--- start of Data excerpt ---

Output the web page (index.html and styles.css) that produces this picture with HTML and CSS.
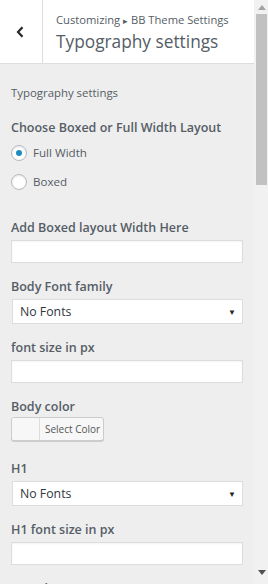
FILE: index.html
```html
<!DOCTYPE html>
<html lang="en">
<head>
<meta charset="utf-8">
<title>Typography settings</title>
<link rel="stylesheet" href="styles.css">
</head>
<body>
<div class="frame">
<div class="panel">
  <header class="head">
    <button class="back" aria-label="Back">
      <svg width="8" height="12" viewBox="0 0 8 12"><path d="M6.5 1.2 L2 6 L6.5 10.8" fill="none" stroke="#23282d" stroke-width="2.2"/></svg>
    </button>
    <div class="titles">
      <div class="crumb">Customizing <span class="arrow">&#9656;</span> BB Theme Settings</div>
      <div class="title">Typography settings</div>
    </div>
  </header>
  <ul class="controls">
    <li class="desc">Typography settings</li>
    <li class="control radios">
      <span class="label">Choose Boxed or Full Width Layout</span>
      <label class="radio"><span class="dot checked"></span>Full Width</label>
      <label class="radio"><span class="dot"></span>Boxed</label>
    </li>
    <li class="control">
      <span class="label">Add Boxed layout Width Here</span>
      <div class="input"></div>
    </li>
    <li class="control">
      <span class="label">Body Font family</span>
      <div class="select">No Fonts<span class="caret">&#9660;</span></div>
    </li>
    <li class="control">
      <span class="label">font size in px</span>
      <div class="input"></div>
    </li>
    <li class="control color">
      <span class="label">Body color</span>
      <div class="colorbtn"><span class="swatch"></span><span class="ctext">Select Color</span></div>
    </li>
    <li class="control">
      <span class="label">H1</span>
      <div class="select">No Fonts<span class="caret">&#9660;</span></div>
    </li>
    <li class="control">
      <span class="label">H1 font size in px</span>
      <div class="input"></div>
    </li>
    <li class="control color">
      <span class="label">H1 color</span>
      <div class="colorbtn"><span class="swatch"></span><span class="ctext">Select Color</span></div>
    </li>
  </ul>
</div>
<div class="scrollbar" aria-hidden="true">
  <div class="sb-btn"><svg width="8" height="5" viewBox="0 0 8 5"><path d="M4 0 L8 5 L0 5 Z" fill="#a3a3a3"/></svg></div>
  <div class="sb-track"><div class="sb-thumb"></div></div>
  <div class="sb-btn down"><svg width="8" height="5" viewBox="0 0 8 5"><path d="M0 0 L8 0 L4 5 Z" fill="#505050"/></svg></div>
</div>
</div>
</body>
</html>
```

FILE: styles.css
```css
html, body {
  margin: 0;
  padding: 0;
  height: 100%;
  overflow: hidden;
  background: #eeeeee;
  font-family: "Open Sans", "Noto Sans", sans-serif;
  color: #555d66;
}
.frame {
  display: flex;
  width: 268px;
  height: 584px;
}
.panel {
  flex: 1;
  height: 584px;
  overflow: hidden;
  background: #eeeeee;
}
.scrollbar {
  width: 14px;
  flex: none;
  background: #f1f1f1;
  display: flex;
  flex-direction: column;
}
.sb-btn {
  height: 14px;
  display: flex;
  align-items: center;
  justify-content: center;
  padding-left: 1px;
}
.sb-btn.down { height: 15px; align-items: flex-start; padding-top: 1px; box-sizing: border-box; }
.sb-track {
  flex: 1;
  padding: 0 1px 0 2px;
}
.sb-thumb {
  height: 171px;
  background: #c1c1c1;
}
.head {
  display: flex;
  height: 63px;
  background: #fff;
  border-bottom: 1px solid #dddddd;
}
.back {
  width: 43px;
  flex: none;
  border: 0;
  border-right: 1px solid #dddddd;
  background: #fff;
  padding: 0;
  display: flex;
  align-items: center;
  justify-content: center;
}
.back svg { margin-right: 3px; }
.titles {
  padding: 11px 0 0 13px;
}
.crumb {
  font-size: 11.2px;
  line-height: 17px;
  color: #555d66;
  white-space: nowrap;
}
.arrow { font-size: 9px; }
.title {
  font-size: 17.3px;
  line-height: 26px;
  font-weight: 400;
  color: #555d66;
  white-space: nowrap;
}
.controls {
  list-style: none;
  margin: 0;
  padding: 20px 12px 20px 11px;
}
.desc {
  font-size: 11.4px;
  line-height: 18px;
  margin-bottom: 15px;
}
.control {
  margin-bottom: 13px;
}
.label {
  display: block;
  font-size: 12.5px;
  font-weight: 600;
  line-height: 21px;
  margin-bottom: 2px;
  color: #555d66;
  white-space: nowrap;
}
.radios .label { margin-bottom: 0; }
.control.radios { margin-bottom: 21px; }
.radio {
  display: flex;
  align-items: center;
  gap: 6px;
  font-size: 11.6px;
  height: 29px;
  color: #555d66;
}
.dot {
  width: 14px;
  height: 14px;
  border: 1px solid #b4b9be;
  border-radius: 50%;
  background: #fff;
  box-shadow: inset 0 1px 2px rgba(0,0,0,0.1);
  display: flex;
  align-items: center;
  justify-content: center;
}
.dot.checked::after {
  content: "";
  width: 6px;
  height: 6px;
  border-radius: 50%;
  background: #1e8cbe;
}
.input {
  height: 21px;
  width: 230px;
  border: 1px solid #dddddd;
  background: #fff;
  box-shadow: inset 0 1px 2px rgba(0,0,0,0.05);
}
.select {
  position: relative;
  height: 23px;
  margin: 1px 0 0 1px;
  border: 1px solid #dddddd;
  background: #fff;
  font-size: 12.3px;
  line-height: 23px;
  padding-left: 7px;
  width: 222px;
  color: #32373c;
}
.caret {
  position: absolute;
  right: 6px;
  top: 0;
  font-size: 8px;
  color: #23282d;
}
.colorbtn {
  display: flex;
  width: 91px;
  height: 22px;
  border: 1px solid #cccccc;
  border-radius: 3px;
  box-shadow: 0 1px 0 #cccccc;
  background: #f7f7f7;
  overflow: hidden;
}
.swatch {
  width: 27px;
  flex: none;
  border-right: 1px solid #dddddd;
  background: #f7f7f7;
}
.ctext {
  font-size: 10px;
  line-height: 22px;
  padding-left: 5px;
  color: #555555;
  white-space: nowrap;
}
.control.color { margin-bottom: 17px; }
.control.color .label { margin-bottom: 0; }
```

--- end of Data excerpt ---

--- Task statement ---
Repeat the data exactly in full, omitting its pictures.

--- Correct output ---
Output the web page (index.html and styles.css) that produces this picture with HTML and CSS.
FILE: index.html
```html
<!DOCTYPE html>
<html lang="en">
<head>
<meta charset="utf-8">
<title>Typography settings</title>
<link rel="stylesheet" href="styles.css">
</head>
<body>
<div class="frame">
<div class="panel">
  <header class="head">
    <button class="back" aria-label="Back">
      <svg width="8" height="12" viewBox="0 0 8 12"><path d="M6.5 1.2 L2 6 L6.5 10.8" fill="none" stroke="#23282d" stroke-width="2.2"/></svg>
    </button>
    <div class="titles">
      <div class="crumb">Customizing <span class="arrow">&#9656;</span> BB Theme Settings</div>
      <div class="title">Typography settings</div>
    </div>
  </header>
  <ul class="controls">
    <li class="desc">Typography settings</li>
    <li class="control radios">
      <span class="label">Choose Boxed or Full Width Layout</span>
      <label class="radio"><span class="dot checked"></span>Full Width</label>
      <label class="radio"><span class="dot"></span>Boxed</label>
    </li>
    <li class="control">
      <span class="label">Add Boxed layout Width Here</span>
      <div class="input"></div>
    </li>
    <li class="control">
      <span class="label">Body Font family</span>
      <div class="select">No Fonts<span class="caret">&#9660;</span></div>
    </li>
    <li class="control">
      <span class="label">font size in px</span>
      <div class="input"></div>
    </li>
    <li class="control color">
      <span class="label">Body color</span>
      <div class="colorbtn"><span class="swatch"></span><span class="ctext">Select Color</span></div>
    </li>
    <li class="control">
      <span class="label">H1</span>
      <div class="select">No Fonts<span class="caret">&#9660;</span></div>
    </li>
    <li class="control">
      <span class="label">H1 font size in px</span>
      <div class="input"></div>
    </li>
    <li class="control color">
      <span class="label">H1 color</span>
      <div class="colorbtn"><span class="swatch"></span><span class="ctext">Select Color</span></div>
    </li>
  </ul>
</div>
<div class="scrollbar" aria-hidden="true">
  <div class="sb-btn"><svg width="8" height="5" viewBox="0 0 8 5"><path d="M4 0 L8 5 L0 5 Z" fill="#a3a3a3"/></svg></div>
  <div class="sb-track"><div class="sb-thumb"></div></div>
  <div class="sb-btn down"><svg width="8" height="5" viewBox="0 0 8 5"><path d="M0 0 L8 0 L4 5 Z" fill="#505050"/></svg></div>
</div>
</div>
</body>
</html>
```

FILE: styles.css
```css
html, body {
  margin: 0;
  padding: 0;
  height: 100%;
  overflow: hidden;
  background: #eeeeee;
  font-family: "Open Sans", "Noto Sans", sans-serif;
  color: #555d66;
}
.frame {
  display: flex;
  width: 268px;
  height: 584px;
}
.panel {
  flex: 1;
  height: 584px;
  overflow: hidden;
  background: #eeeeee;
}
.scrollbar {
  width: 14px;
  flex: none;
  background: #f1f1f1;
  display: flex;
  flex-direction: column;
}
.sb-btn {
  height: 14px;
  display: flex;
  align-items: center;
  justify-content: center;
  padding-left: 1px;
}
.sb-btn.down { height: 15px; align-items: flex-start; padding-top: 1px; box-sizing: border-box; }
.sb-track {
  flex: 1;
  padding: 0 1px 0 2px;
}
.sb-thumb {
  height: 171px;
  background: #c1c1c1;
}
.head {
  display: flex;
  height: 63px;
  background: #fff;
  border-bottom: 1px solid #dddddd;
}
.back {
  width: 43px;
  flex: none;
  border: 0;
  border-right: 1px solid #dddddd;
  background: #fff;
  padding: 0;
  display: flex;
  align-items: center;
  justify-content: center;
}
.back svg { margin-right: 3px; }
.titles {
  padding: 11px 0 0 13px;
}
.crumb {
  font-size: 11.2px;
  line-height: 17px;
  color: #555d66;
  white-space: nowrap;
}
.arrow { font-size: 9px; }
.title {
  font-size: 17.3px;
  line-height: 26px;
  font-weight: 400;
  color: #555d66;
  white-space: nowrap;
}
.controls {
  list-style: none;
  margin: 0;
  padding: 20px 12px 20px 11px;
}
.desc {
  font-size: 11.4px;
  line-height: 18px;
  margin-bottom: 15px;
}
.control {
  margin-bottom: 13px;
}
.label {
  display: block;
  font-size: 12.5px;
  font-weight: 600;
  line-height: 21px;
  margin-bottom: 2px;
  color: #555d66;
  white-space: nowrap;
}
.radios .label { margin-bottom: 0; }
.control.radios { margin-bottom: 21px; }
.radio {
  display: flex;
  align-items: center;
  gap: 6px;
  font-size: 11.6px;
  height: 29px;
  color: #555d66;
}
.dot {
  width: 14px;
  height: 14px;
  border: 1px solid #b4b9be;
  border-radius: 50%;
  background: #fff;
  box-shadow: inset 0 1px 2px rgba(0,0,0,0.1);
  display: flex;
  align-items: center;
  justify-content: center;
}
.dot.checked::after {
  content: "";
  width: 6px;
  height: 6px;
  border-radius: 50%;
  background: #1e8cbe;
}
.input {
  height: 21px;
  width: 230px;
  border: 1px solid #dddddd;
  background: #fff;
  box-shadow: inset 0 1px 2px rgba(0,0,0,0.05);
}
.select {
  position: relative;
  height: 23px;
  margin: 1px 0 0 1px;
  border: 1px solid #dddddd;
  background: #fff;
  font-size: 12.3px;
  line-height: 23px;
  padding-left: 7px;
  width: 222px;
  color: #32373c;
}
.caret {
  position: absolute;
  right: 6px;
  top: 0;
  font-size: 8px;
  color: #23282d;
}
.colorbtn {
  display: flex;
  width: 91px;
  height: 22px;
  border: 1px solid #cccccc;
  border-radius: 3px;
  box-shadow: 0 1px 0 #cccccc;
  background: #f7f7f7;
  overflow: hidden;
}
.swatch {
  width: 27px;
  flex: none;
  border-right: 1px solid #dddddd;
  background: #f7f7f7;
}
.ctext {
  font-size: 10px;
  line-height: 22px;
  padding-left: 5px;
  color: #555555;
  white-space: nowrap;
}
.control.color { margin-bottom: 17px; }
.control.color .label { margin-bottom: 0; }
```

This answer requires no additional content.